Jim and Tom had a lot of feedback—hours’ worth—but the main thing that made my mental model collapse was their assessment that the way I linked the game’s currency for taking action directly with the victory condition—draining your opponent’s will to fight, as manifested by their stack of ‘currency of actions’ cards—risked creating a death spiral that could turn a single player mistake into a near-immediate endgame. And if a player thinks a game is so poorly balanced that a single mistake is irrecoverable, they won’t play it again. So much for having a game that I hoped would be a teaching tool—no one’s going to learn anything if they play it once and decide it doesn’t teach anything useful.
I didn’t sleep much that night because their critique cut to a core aspect of the game—I wanted “will to fight” to be the victory condition, and my approach for modeling the impacts of losing will to fight was a declining ability to take the actions that you wanted to. So if I disaggregated “will” as the victory condition from the currency for action, how would players feel the impact of poor decisions on their ability to make decisions and take action in the future? I wanted poor decisions to matter, to be felt by the player who made them; but I didn’t want a single bad decision to end the game, because that’s not what happens in warfare. Wars are full of bad decisions made by the ultimate victor; the victor becomes the victor by learning from those bad decisions, by adapting and adjusting, by showing mental and moral resilience in the face of a mistake and recovering to make better decisions another day.

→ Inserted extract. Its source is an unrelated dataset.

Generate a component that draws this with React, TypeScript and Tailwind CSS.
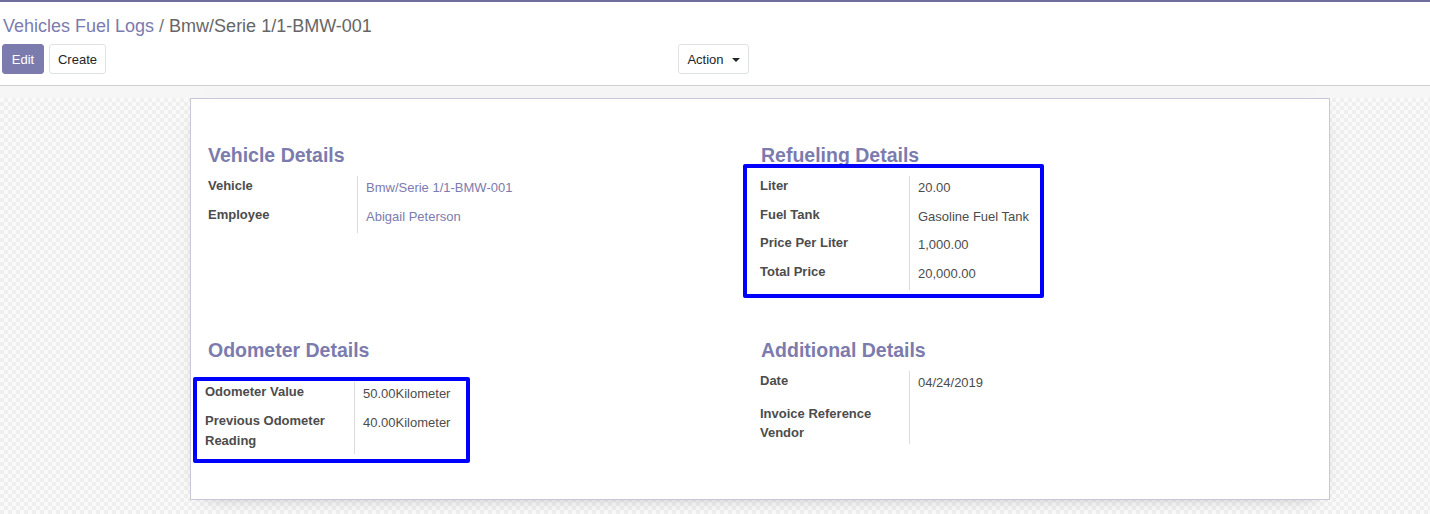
import React from "react";

type Row = {
  label: string;
  value?: string;
  link?: boolean;
  h: string;
};

const vehicleRows: Row[] = [
  { label: "Vehicle", value: "Bmw/Serie 1/1-BMW-001", link: true, h: "h-[28.5px]" },
  { label: "Employee", value: "Abigail Peterson", link: true, h: "h-[28.5px]" },
];

const refuelingRows: Row[] = [
  { label: "Liter", value: "20.00", h: "h-[28.5px]" },
  { label: "Fuel Tank", value: "Gasoline Fuel Tank", h: "h-[28.5px]" },
  { label: "Price Per Liter", value: "1,000.00", h: "h-[28.5px]" },
  { label: "Total Price", value: "20,000.00", h: "h-[28.5px]" },
];

const odometerRows: Row[] = [
  { label: "Odometer Value", value: "50.00Kilometer", h: "h-[29px]" },
  { label: "Previous Odometer Reading", value: "40.00Kilometer", h: "h-[43px]" },
];

const additionalRows: Row[] = [
  { label: "Date", value: "04/24/2019", h: "h-[32.5px]" },
  { label: "Invoice Reference", h: "h-[19.5px]" },
  { label: "Vendor", h: "h-[21px]" },
];

function FieldTable({ rows }: { rows: Row[] }) {
  return (
    <div className="flex">
      {/* Labels */}
      <div className="w-[149px] shrink-0">
        {rows.map((r) => (
          <div
            key={r.label}
            className={`${r.h} pr-3 text-[13px] font-bold leading-[19.5px] text-[#4c4c4c]`}
          >
            {r.label}
          </div>
        ))}
      </div>
      {/* Values */}
      <div className="border-l border-[#dcdcdc] pl-[8px]">
        {rows.map((r) => (
          <div
            key={r.label}
            className={`${r.h} pt-[2px] text-[13px] leading-[19.5px] whitespace-nowrap ${
              r.link ? "text-[#7c7bad]" : "text-[#4c4c4c]"
            }`}
          >
            {r.value ?? ""}
          </div>
        ))}
      </div>
    </div>
  );
}

function Group({
  title,
  children,
}: {
  title: string;
  children: React.ReactNode;
}) {
  return (
    <div>
      <h2 className="h-[24px] text-[19.5px] font-bold leading-[24px] text-[#7c7bad] mb-[9px]">
        {title}
      </h2>
      {children}
    </div>
  );
}

export default function App() {
  return (
    <div className="w-[1430px] h-[514px] overflow-hidden bg-white font-['Liberation_Sans',Arial,sans-serif] border-t-2 border-[#6f6d9c]">
      {/* Control panel */}
      <div className="h-[84px] border-b border-[#cfcfcf] pt-[10px] pl-[3px]">
        <div className="h-[28px] text-[18px] leading-[28px]">
          <span className="text-[#7c7bad]">Vehicles Fuel Logs</span>
          <span className="text-[#777777]"> / </span>
          <span className="text-[#666666]">Bmw/Serie 1/1-BMW-001</span>
        </div>
        <div className="mt-[4px] -ml-[1px] w-[747px] flex justify-between">
          <div className="flex gap-[5px]">
            <button className="h-[30px] w-[42px] pt-px rounded-[3px] border border-[#7c7bad] bg-[#7c7bad] text-[13px] text-white">
              Edit
            </button>
            <button className="h-[30px] w-[57px] pt-px rounded-[3px] border border-[#dee2e6] bg-white text-[13px] text-[#212529]">
              Create
            </button>
          </div>
          <button className="h-[30px] w-[71px] pt-px flex items-center justify-center gap-[8px] rounded-[3px] border border-[#dee2e6] bg-white text-[13px] text-[#212529]">
            Action
            <span className="w-0 h-0 border-x-[4px] border-x-transparent border-t-[4px] border-t-[#212529]" />
          </button>
        </div>
      </div>

      {/* Band under control panel */}
      <div className="h-[12px] bg-[#f6f6f6]" />

      {/* Form background */}
      <div className="h-[416px] bg-[image:repeating-conic-gradient(#efefef_0_25%,#fafafa_0_50%)] bg-[length:8px_8px]">
        <div className="ml-[190px] w-[1140px] border border-[#c9c8d6] bg-white shadow-[0_5px_20px_-15px_rgba(0,0,0,0.6)] pt-[44px] pb-[45px] pl-[17px] pr-[15px]">
          <div className="grid grid-cols-2 gap-y-[48px]">
            <Group title="Vehicle Details">
              <FieldTable rows={vehicleRows} />
            </Group>

            <Group title="Refueling Details">
              <div className="relative -ml-[1px]">
                <FieldTable rows={refuelingRows} />
                <div className="absolute left-[-17px] top-[-12px] w-[301px] h-[134px] border-4 border-[#0000ff] rounded-[2px] pointer-events-none" />
              </div>
            </Group>

            <Group title="Odometer Details">
              <div className="pt-[11px]">
                <div className="relative -ml-[3px]">
                  <FieldTable rows={odometerRows} />
                  <div className="absolute left-[-12px] top-[-5px] w-[277px] h-[86px] border-4 border-[#0000ff] rounded-[2px] pointer-events-none" />
                </div>
              </div>
            </Group>

            <Group title="Additional Details">
              <div className="-ml-[1px]">
                <FieldTable rows={additionalRows} />
              </div>
            </Group>
          </div>
        </div>
      </div>
    </div>
  );
}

I thought my game already provided that opportunity to make mistakes, learn, and keep fighting. Jim and Tom made compelling arguments that it did not. Then there was that mental model hanging over everything: the game is stable. The final production process is coming fast. It’s been 2 years and nobody’s made a similar comment. The game is stable…My mental model became a little devil sitting on my shoulder. I frankly wanted to be “done” with this game so I could move onto other projects sitting on the back-burner. I was afraid changing the game further based on their comments would require lots of second-order changes, pushing back our release date, requiring more and more play-testing, perhaps even diluting the spirit of the game that I wanted to impart to the players.
If I really gave a sh*t about my own game—if I really thought it could be a valuable teaching tool and a fun game to play to boot—then I owed it to future players to make the game better if there was room to do so.
Fortunately, the other part of my mantra had lived in my head long enough that it whispered back, don’t fall in love with it. And that was the part of my brain that knew Jim and Tom were right. They were right about the risk of poor gameplay design turning players off the game, and that was coupled with something else they’d told me during our 5-hour debrief: “there is no amount of effort you should spare to get the player into the game.” If I really gave a sh*t about my own game—if I really thought it could be a valuable teaching tool and a fun game to play to boot—then I owed it to future players to make the game better if there was room to do so. If that took more work on my part, well, sucks to be me; but it would suck worse if I knew I could improve it, but didn’t.
So I got up the next morning ready to look at my game with fresh eyes and gently place a pillow over my old mental model until it stopped twitching. Jim and Tom were right, victory conditions and currency for action had to be disaggregated—how could it be done? Perhaps I should have had more confidence in my own design, as well as my own background in military theory, because it turned out there was a way to do so without smashing the rest of the game.
Action was now separated from will; and all my study of Boyd and maneuver warfare had repeatedly discussed how human beings observed the world around them, make decisions based on those observations, and then act on those decisions. “Action” was the “A” on OODA loop; and I had somehow gone 2 years in working on my game, called “Maneuver Warfare” for God’s sake, and not found a way to work the OODA loop into it. Thanks to Jim and Tom, now I had an opportunity to get the OODA loop in, and it was in a place where it made perfect sense. I turned the former cycle of “will” into an OODA loop, where players expended Actions to do things, but then had a couple of steps to wait to observe the effects of those Actions before their Actions came back to them. And this cycle offered new opportunities for players to interfere with each other’s efforts outside the confines of the battlefield itself. I came up with new ways for players to use existing cards and game mechanics to either accelerate their own OODA loop or degrade that of their opponent.
It was fantastic. As I fleshed out the OODA loop concept—first with a hand drawn sketch for the next day of Origins, and then with more formal rule modifications and card updates later—I was getting genuinely excited about the changes I was making. These changes got the game even closer to the spirit of what I wanted it to impart to players, both about future warfare and more Marine Corps-specific concepts. And my years of play-testing were not wasted; the game’s other elements had been well-tested, and the overall structure of the game still supported what was ultimately a subtle shift in how players took action.
So: don’t fall in love with your mental model. There’s an element of humility in hearing that your baby isn’t as pretty as you thought it was, especially if you think you’ve already spent sufficient time making your baby as cute as it can be. And it was somewhat ironic that I was blind to that mantra in game design when it was something I’d absorbed repeatedly in my writing projects—I came to welcome the sight of red ink from an editor on my written materials because I’d seen, repeatedly, how the feedback from a good editor can make a project you think is already pretty good even better, and in ways you couldn’t have imagined yourself. I came to Origins thinking I was done with my game. I was wrong. And allowing I was wrong to disrupt my mental model was one of the best things to happen to my game since I first sat down to sketch it out.